- Brief -
Below is a listing; reproduce each line of it exactly.

- Source data -
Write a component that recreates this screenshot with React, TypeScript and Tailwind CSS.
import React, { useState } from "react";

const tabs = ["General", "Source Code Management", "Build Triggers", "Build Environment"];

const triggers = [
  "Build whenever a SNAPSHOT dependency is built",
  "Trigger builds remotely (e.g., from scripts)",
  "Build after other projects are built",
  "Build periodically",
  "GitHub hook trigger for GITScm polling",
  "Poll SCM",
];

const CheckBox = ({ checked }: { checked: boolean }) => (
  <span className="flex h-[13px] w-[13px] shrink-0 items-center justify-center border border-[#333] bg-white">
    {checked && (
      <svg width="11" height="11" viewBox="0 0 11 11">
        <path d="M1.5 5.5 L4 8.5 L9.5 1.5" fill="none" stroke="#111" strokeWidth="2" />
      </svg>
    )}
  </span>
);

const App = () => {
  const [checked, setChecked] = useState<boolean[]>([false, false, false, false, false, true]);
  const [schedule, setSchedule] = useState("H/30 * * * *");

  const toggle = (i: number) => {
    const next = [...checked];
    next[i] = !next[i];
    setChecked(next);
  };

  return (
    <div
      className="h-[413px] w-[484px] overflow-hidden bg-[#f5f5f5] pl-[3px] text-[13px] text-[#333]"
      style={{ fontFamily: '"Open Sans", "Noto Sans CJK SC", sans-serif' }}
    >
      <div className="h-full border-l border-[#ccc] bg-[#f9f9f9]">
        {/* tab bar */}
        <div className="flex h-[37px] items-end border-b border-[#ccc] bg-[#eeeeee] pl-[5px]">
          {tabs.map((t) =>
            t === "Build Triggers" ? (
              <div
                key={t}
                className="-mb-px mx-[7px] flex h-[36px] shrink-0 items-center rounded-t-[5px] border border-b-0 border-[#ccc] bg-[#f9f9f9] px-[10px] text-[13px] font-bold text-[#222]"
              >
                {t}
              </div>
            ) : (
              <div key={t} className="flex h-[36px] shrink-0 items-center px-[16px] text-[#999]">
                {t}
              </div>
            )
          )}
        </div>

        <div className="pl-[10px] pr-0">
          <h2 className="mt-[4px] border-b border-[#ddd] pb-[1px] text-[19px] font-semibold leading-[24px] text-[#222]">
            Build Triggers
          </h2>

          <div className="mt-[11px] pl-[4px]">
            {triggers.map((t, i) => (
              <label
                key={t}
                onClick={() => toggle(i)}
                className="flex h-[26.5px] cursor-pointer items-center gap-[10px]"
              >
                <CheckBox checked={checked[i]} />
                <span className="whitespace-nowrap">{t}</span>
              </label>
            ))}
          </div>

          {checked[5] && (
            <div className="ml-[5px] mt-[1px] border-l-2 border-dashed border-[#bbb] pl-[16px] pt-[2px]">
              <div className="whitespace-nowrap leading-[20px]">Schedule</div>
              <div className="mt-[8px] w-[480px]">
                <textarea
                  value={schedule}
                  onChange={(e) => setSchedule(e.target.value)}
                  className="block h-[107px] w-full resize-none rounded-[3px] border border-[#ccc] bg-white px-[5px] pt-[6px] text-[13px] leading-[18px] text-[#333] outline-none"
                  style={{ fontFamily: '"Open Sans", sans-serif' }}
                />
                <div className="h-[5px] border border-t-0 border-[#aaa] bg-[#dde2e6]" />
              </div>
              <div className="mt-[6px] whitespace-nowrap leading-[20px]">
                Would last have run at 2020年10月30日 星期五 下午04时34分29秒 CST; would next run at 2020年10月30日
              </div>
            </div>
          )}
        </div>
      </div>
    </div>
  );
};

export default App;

- Reply -
Write a component that recreates this screenshot with React, TypeScript and Tailwind CSS.
import React, { useState } from "react";

const tabs = ["General", "Source Code Management", "Build Triggers", "Build Environment"];

const triggers = [
  "Build whenever a SNAPSHOT dependency is built",
  "Trigger builds remotely (e.g., from scripts)",
  "Build after other projects are built",
  "Build periodically",
  "GitHub hook trigger for GITScm polling",
  "Poll SCM",
];

const CheckBox = ({ checked }: { checked: boolean }) => (
  <span className="flex h-[13px] w-[13px] shrink-0 items-center justify-center border border-[#333] bg-white">
    {checked && (
      <svg width="11" height="11" viewBox="0 0 11 11">
        <path d="M1.5 5.5 L4 8.5 L9.5 1.5" fill="none" stroke="#111" strokeWidth="2" />
      </svg>
    )}
  </span>
);

const App = () => {
  const [checked, setChecked] = useState<boolean[]>([false, false, false, false, false, true]);
  const [schedule, setSchedule] = useState("H/30 * * * *");

  const toggle = (i: number) => {
    const next = [...checked];
    next[i] = !next[i];
    setChecked(next);
  };

  return (
    <div
      className="h-[413px] w-[484px] overflow-hidden bg-[#f5f5f5] pl-[3px] text-[13px] text-[#333]"
      style={{ fontFamily: '"Open Sans", "Noto Sans CJK SC", sans-serif' }}
    >
      <div className="h-full border-l border-[#ccc] bg-[#f9f9f9]">
        {/* tab bar */}
        <div className="flex h-[37px] items-end border-b border-[#ccc] bg-[#eeeeee] pl-[5px]">
          {tabs.map((t) =>
            t === "Build Triggers" ? (
              <div
                key={t}
                className="-mb-px mx-[7px] flex h-[36px] shrink-0 items-center rounded-t-[5px] border border-b-0 border-[#ccc] bg-[#f9f9f9] px-[10px] text-[13px] font-bold text-[#222]"
              >
                {t}
              </div>
            ) : (
              <div key={t} className="flex h-[36px] shrink-0 items-center px-[16px] text-[#999]">
                {t}
              </div>
            )
          )}
        </div>

        <div className="pl-[10px] pr-0">
          <h2 className="mt-[4px] border-b border-[#ddd] pb-[1px] text-[19px] font-semibold leading-[24px] text-[#222]">
            Build Triggers
          </h2>

          <div className="mt-[11px] pl-[4px]">
            {triggers.map((t, i) => (
              <label
                key={t}
                onClick={() => toggle(i)}
                className="flex h-[26.5px] cursor-pointer items-center gap-[10px]"
              >
                <CheckBox checked={checked[i]} />
                <span className="whitespace-nowrap">{t}</span>
              </label>
            ))}
          </div>

          {checked[5] && (
            <div className="ml-[5px] mt-[1px] border-l-2 border-dashed border-[#bbb] pl-[16px] pt-[2px]">
              <div className="whitespace-nowrap leading-[20px]">Schedule</div>
              <div className="mt-[8px] w-[480px]">
                <textarea
                  value={schedule}
                  onChange={(e) => setSchedule(e.target.value)}
                  className="block h-[107px] w-full resize-none rounded-[3px] border border-[#ccc] bg-white px-[5px] pt-[6px] text-[13px] leading-[18px] text-[#333] outline-none"
                  style={{ fontFamily: '"Open Sans", sans-serif' }}
                />
                <div className="h-[5px] border border-t-0 border-[#aaa] bg-[#dde2e6]" />
              </div>
              <div className="mt-[6px] whitespace-nowrap leading-[20px]">
                Would last have run at 2020年10月30日 星期五 下午04时34分29秒 CST; would next run at 2020年10月30日
              </div>
            </div>
          )}
        </div>
      </div>
    </div>
  );
};

export default App;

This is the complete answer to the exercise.